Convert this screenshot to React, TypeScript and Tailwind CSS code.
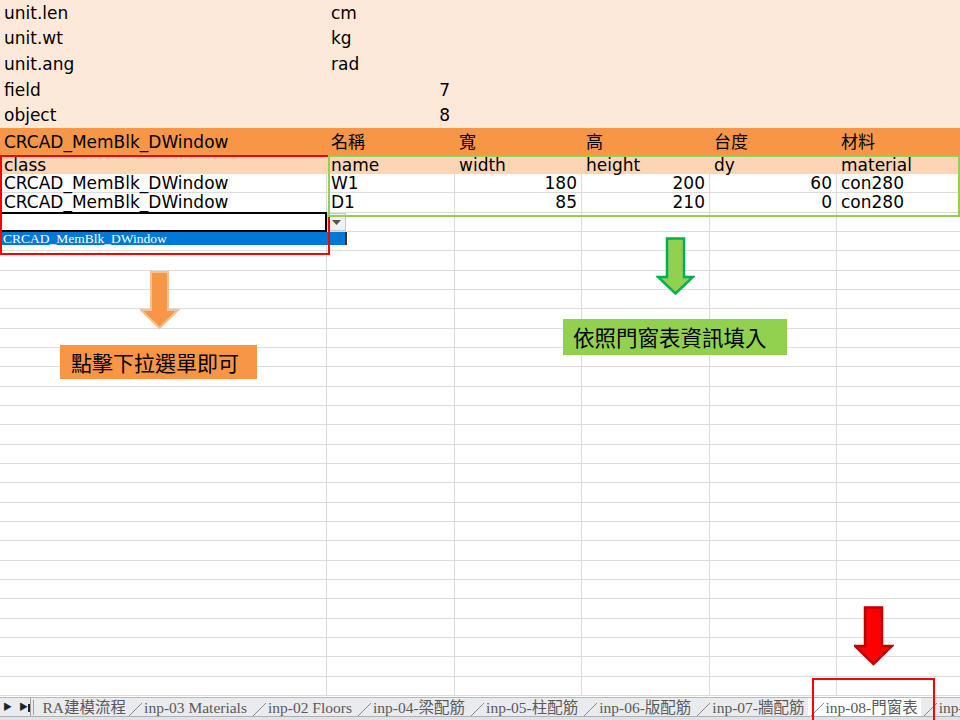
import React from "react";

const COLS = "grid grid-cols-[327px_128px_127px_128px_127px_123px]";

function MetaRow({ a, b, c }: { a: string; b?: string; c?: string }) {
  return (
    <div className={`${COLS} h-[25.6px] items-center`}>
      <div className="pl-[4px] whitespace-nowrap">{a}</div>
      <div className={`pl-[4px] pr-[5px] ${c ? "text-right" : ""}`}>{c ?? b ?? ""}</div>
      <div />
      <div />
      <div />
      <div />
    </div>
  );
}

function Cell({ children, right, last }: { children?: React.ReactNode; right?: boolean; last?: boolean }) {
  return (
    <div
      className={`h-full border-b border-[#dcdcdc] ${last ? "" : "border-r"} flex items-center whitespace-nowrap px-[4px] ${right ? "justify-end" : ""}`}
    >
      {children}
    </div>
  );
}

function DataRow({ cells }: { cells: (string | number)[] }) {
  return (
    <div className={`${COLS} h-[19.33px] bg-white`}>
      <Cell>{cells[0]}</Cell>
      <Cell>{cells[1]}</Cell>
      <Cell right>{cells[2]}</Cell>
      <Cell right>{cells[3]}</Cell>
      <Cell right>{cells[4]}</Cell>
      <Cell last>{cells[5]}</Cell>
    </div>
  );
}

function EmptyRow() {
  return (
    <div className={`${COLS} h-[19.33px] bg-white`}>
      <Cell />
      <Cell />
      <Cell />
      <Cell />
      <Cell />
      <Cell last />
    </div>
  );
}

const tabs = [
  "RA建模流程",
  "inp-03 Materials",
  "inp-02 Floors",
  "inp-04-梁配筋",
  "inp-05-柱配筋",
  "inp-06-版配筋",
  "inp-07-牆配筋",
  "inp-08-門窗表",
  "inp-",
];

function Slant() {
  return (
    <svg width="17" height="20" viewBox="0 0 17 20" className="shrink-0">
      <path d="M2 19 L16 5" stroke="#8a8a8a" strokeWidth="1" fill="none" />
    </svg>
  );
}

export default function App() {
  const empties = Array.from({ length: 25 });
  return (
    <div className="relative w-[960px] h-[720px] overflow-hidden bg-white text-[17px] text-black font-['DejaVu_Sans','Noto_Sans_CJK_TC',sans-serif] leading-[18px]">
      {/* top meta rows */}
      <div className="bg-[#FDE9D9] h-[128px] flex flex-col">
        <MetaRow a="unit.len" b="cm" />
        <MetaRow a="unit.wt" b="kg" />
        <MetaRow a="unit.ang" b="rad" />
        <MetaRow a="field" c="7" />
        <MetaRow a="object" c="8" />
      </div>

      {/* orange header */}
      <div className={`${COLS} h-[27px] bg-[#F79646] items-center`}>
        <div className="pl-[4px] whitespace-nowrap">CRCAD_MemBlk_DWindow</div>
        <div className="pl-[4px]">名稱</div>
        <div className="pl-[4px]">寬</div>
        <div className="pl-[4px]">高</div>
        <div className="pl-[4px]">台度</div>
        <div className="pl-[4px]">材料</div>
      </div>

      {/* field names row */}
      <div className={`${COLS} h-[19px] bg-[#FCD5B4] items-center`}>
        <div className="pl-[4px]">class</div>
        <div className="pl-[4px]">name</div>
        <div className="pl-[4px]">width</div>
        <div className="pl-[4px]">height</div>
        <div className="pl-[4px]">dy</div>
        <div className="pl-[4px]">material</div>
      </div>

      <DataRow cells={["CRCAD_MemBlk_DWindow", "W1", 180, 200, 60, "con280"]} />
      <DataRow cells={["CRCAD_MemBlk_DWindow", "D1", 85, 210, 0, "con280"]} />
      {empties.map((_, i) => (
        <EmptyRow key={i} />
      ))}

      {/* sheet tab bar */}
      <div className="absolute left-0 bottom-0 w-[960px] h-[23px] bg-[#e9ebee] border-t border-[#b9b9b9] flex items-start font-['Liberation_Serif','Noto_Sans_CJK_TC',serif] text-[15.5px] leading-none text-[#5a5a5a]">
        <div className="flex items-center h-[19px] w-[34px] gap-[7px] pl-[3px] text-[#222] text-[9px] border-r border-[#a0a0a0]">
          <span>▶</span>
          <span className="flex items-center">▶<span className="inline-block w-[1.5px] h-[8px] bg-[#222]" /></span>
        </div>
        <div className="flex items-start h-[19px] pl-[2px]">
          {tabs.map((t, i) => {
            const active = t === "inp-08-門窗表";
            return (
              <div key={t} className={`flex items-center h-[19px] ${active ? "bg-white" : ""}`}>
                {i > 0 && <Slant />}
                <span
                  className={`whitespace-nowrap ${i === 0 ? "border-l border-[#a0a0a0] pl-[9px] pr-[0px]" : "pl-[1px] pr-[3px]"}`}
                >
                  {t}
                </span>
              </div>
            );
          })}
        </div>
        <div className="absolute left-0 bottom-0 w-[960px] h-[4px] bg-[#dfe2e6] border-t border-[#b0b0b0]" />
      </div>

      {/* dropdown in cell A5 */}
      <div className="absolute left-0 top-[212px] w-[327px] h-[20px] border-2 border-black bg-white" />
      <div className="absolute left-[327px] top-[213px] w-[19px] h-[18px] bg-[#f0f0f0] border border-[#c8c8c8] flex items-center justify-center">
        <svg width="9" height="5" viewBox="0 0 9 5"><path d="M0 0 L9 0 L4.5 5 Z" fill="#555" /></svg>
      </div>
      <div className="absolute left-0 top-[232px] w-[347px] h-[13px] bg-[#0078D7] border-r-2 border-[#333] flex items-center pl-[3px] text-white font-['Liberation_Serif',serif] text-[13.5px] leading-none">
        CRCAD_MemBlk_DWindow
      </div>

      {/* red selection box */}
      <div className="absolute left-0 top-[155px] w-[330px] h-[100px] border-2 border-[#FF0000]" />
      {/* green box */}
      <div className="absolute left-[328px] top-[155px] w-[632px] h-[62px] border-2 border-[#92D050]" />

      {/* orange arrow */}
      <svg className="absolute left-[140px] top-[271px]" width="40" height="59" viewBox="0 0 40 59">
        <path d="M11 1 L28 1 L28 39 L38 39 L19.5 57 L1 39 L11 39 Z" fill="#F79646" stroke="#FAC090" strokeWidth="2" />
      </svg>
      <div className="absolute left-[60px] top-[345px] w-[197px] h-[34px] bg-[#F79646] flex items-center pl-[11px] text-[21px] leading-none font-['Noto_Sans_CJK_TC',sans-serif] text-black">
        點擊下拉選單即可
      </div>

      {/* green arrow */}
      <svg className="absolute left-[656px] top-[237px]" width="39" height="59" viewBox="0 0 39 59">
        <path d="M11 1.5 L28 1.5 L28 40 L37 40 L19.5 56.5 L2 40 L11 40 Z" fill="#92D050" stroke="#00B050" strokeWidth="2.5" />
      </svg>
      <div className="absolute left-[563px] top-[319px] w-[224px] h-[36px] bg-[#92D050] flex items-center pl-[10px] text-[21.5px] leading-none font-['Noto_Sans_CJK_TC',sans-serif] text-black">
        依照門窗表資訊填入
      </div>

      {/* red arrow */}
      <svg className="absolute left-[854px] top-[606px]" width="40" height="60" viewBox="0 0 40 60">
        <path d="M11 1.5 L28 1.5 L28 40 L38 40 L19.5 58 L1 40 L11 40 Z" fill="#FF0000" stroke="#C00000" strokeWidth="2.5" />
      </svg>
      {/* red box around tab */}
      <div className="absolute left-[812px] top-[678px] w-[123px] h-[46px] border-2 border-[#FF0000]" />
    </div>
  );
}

● ● ● ● ●

WHAT IS EXPECTED
Retype each line of the listing above word for word. Exclude the pictures.

ANSWER TO THE PROBLEM
Convert this screenshot to React, TypeScript and Tailwind CSS code.
import React from "react";

const COLS = "grid grid-cols-[327px_128px_127px_128px_127px_123px]";

function MetaRow({ a, b, c }: { a: string; b?: string; c?: string }) {
  return (
    <div className={`${COLS} h-[25.6px] items-center`}>
      <div className="pl-[4px] whitespace-nowrap">{a}</div>
      <div className={`pl-[4px] pr-[5px] ${c ? "text-right" : ""}`}>{c ?? b ?? ""}</div>
      <div />
      <div />
      <div />
      <div />
    </div>
  );
}

function Cell({ children, right, last }: { children?: React.ReactNode; right?: boolean; last?: boolean }) {
  return (
    <div
      className={`h-full border-b border-[#dcdcdc] ${last ? "" : "border-r"} flex items-center whitespace-nowrap px-[4px] ${right ? "justify-end" : ""}`}
    >
      {children}
    </div>
  );
}

function DataRow({ cells }: { cells: (string | number)[] }) {
  return (
    <div className={`${COLS} h-[19.33px] bg-white`}>
      <Cell>{cells[0]}</Cell>
      <Cell>{cells[1]}</Cell>
      <Cell right>{cells[2]}</Cell>
      <Cell right>{cells[3]}</Cell>
      <Cell right>{cells[4]}</Cell>
      <Cell last>{cells[5]}</Cell>
    </div>
  );
}

function EmptyRow() {
  return (
    <div className={`${COLS} h-[19.33px] bg-white`}>
      <Cell />
      <Cell />
      <Cell />
      <Cell />
      <Cell />
      <Cell last />
    </div>
  );
}

const tabs = [
  "RA建模流程",
  "inp-03 Materials",
  "inp-02 Floors",
  "inp-04-梁配筋",
  "inp-05-柱配筋",
  "inp-06-版配筋",
  "inp-07-牆配筋",
  "inp-08-門窗表",
  "inp-",
];

function Slant() {
  return (
    <svg width="17" height="20" viewBox="0 0 17 20" className="shrink-0">
      <path d="M2 19 L16 5" stroke="#8a8a8a" strokeWidth="1" fill="none" />
    </svg>
  );
}

export default function App() {
  const empties = Array.from({ length: 25 });
  return (
    <div className="relative w-[960px] h-[720px] overflow-hidden bg-white text-[17px] text-black font-['DejaVu_Sans','Noto_Sans_CJK_TC',sans-serif] leading-[18px]">
      {/* top meta rows */}
      <div className="bg-[#FDE9D9] h-[128px] flex flex-col">
        <MetaRow a="unit.len" b="cm" />
        <MetaRow a="unit.wt" b="kg" />
        <MetaRow a="unit.ang" b="rad" />
        <MetaRow a="field" c="7" />
        <MetaRow a="object" c="8" />
      </div>

      {/* orange header */}
      <div className={`${COLS} h-[27px] bg-[#F79646] items-center`}>
        <div className="pl-[4px] whitespace-nowrap">CRCAD_MemBlk_DWindow</div>
        <div className="pl-[4px]">名稱</div>
        <div className="pl-[4px]">寬</div>
        <div className="pl-[4px]">高</div>
        <div className="pl-[4px]">台度</div>
        <div className="pl-[4px]">材料</div>
      </div>

      {/* field names row */}
      <div className={`${COLS} h-[19px] bg-[#FCD5B4] items-center`}>
        <div className="pl-[4px]">class</div>
        <div className="pl-[4px]">name</div>
        <div className="pl-[4px]">width</div>
        <div className="pl-[4px]">height</div>
        <div className="pl-[4px]">dy</div>
        <div className="pl-[4px]">material</div>
      </div>

      <DataRow cells={["CRCAD_MemBlk_DWindow", "W1", 180, 200, 60, "con280"]} />
      <DataRow cells={["CRCAD_MemBlk_DWindow", "D1", 85, 210, 0, "con280"]} />
      {empties.map((_, i) => (
        <EmptyRow key={i} />
      ))}

      {/* sheet tab bar */}
      <div className="absolute left-0 bottom-0 w-[960px] h-[23px] bg-[#e9ebee] border-t border-[#b9b9b9] flex items-start font-['Liberation_Serif','Noto_Sans_CJK_TC',serif] text-[15.5px] leading-none text-[#5a5a5a]">
        <div className="flex items-center h-[19px] w-[34px] gap-[7px] pl-[3px] text-[#222] text-[9px] border-r border-[#a0a0a0]">
          <span>▶</span>
          <span className="flex items-center">▶<span className="inline-block w-[1.5px] h-[8px] bg-[#222]" /></span>
        </div>
        <div className="flex items-start h-[19px] pl-[2px]">
          {tabs.map((t, i) => {
            const active = t === "inp-08-門窗表";
            return (
              <div key={t} className={`flex items-center h-[19px] ${active ? "bg-white" : ""}`}>
                {i > 0 && <Slant />}
                <span
                  className={`whitespace-nowrap ${i === 0 ? "border-l border-[#a0a0a0] pl-[9px] pr-[0px]" : "pl-[1px] pr-[3px]"}`}
                >
                  {t}
                </span>
              </div>
            );
          })}
        </div>
        <div className="absolute left-0 bottom-0 w-[960px] h-[4px] bg-[#dfe2e6] border-t border-[#b0b0b0]" />
      </div>

      {/* dropdown in cell A5 */}
      <div className="absolute left-0 top-[212px] w-[327px] h-[20px] border-2 border-black bg-white" />
      <div className="absolute left-[327px] top-[213px] w-[19px] h-[18px] bg-[#f0f0f0] border border-[#c8c8c8] flex items-center justify-center">
        <svg width="9" height="5" viewBox="0 0 9 5"><path d="M0 0 L9 0 L4.5 5 Z" fill="#555" /></svg>
      </div>
      <div className="absolute left-0 top-[232px] w-[347px] h-[13px] bg-[#0078D7] border-r-2 border-[#333] flex items-center pl-[3px] text-white font-['Liberation_Serif',serif] text-[13.5px] leading-none">
        CRCAD_MemBlk_DWindow
      </div>

      {/* red selection box */}
      <div className="absolute left-0 top-[155px] w-[330px] h-[100px] border-2 border-[#FF0000]" />
      {/* green box */}
      <div className="absolute left-[328px] top-[155px] w-[632px] h-[62px] border-2 border-[#92D050]" />

      {/* orange arrow */}
      <svg className="absolute left-[140px] top-[271px]" width="40" height="59" viewBox="0 0 40 59">
        <path d="M11 1 L28 1 L28 39 L38 39 L19.5 57 L1 39 L11 39 Z" fill="#F79646" stroke="#FAC090" strokeWidth="2" />
      </svg>
      <div className="absolute left-[60px] top-[345px] w-[197px] h-[34px] bg-[#F79646] flex items-center pl-[11px] text-[21px] leading-none font-['Noto_Sans_CJK_TC',sans-serif] text-black">
        點擊下拉選單即可
      </div>

      {/* green arrow */}
      <svg className="absolute left-[656px] top-[237px]" width="39" height="59" viewBox="0 0 39 59">
        <path d="M11 1.5 L28 1.5 L28 40 L37 40 L19.5 56.5 L2 40 L11 40 Z" fill="#92D050" stroke="#00B050" strokeWidth="2.5" />
      </svg>
      <div className="absolute left-[563px] top-[319px] w-[224px] h-[36px] bg-[#92D050] flex items-center pl-[10px] text-[21.5px] leading-none font-['Noto_Sans_CJK_TC',sans-serif] text-black">
        依照門窗表資訊填入
      </div>

      {/* red arrow */}
      <svg className="absolute left-[854px] top-[606px]" width="40" height="60" viewBox="0 0 40 60">
        <path d="M11 1.5 L28 1.5 L28 40 L38 40 L19.5 58 L1 40 L11 40 Z" fill="#FF0000" stroke="#C00000" strokeWidth="2.5" />
      </svg>
      {/* red box around tab */}
      <div className="absolute left-[812px] top-[678px] w-[123px] h-[46px] border-2 border-[#FF0000]" />
    </div>
  );
}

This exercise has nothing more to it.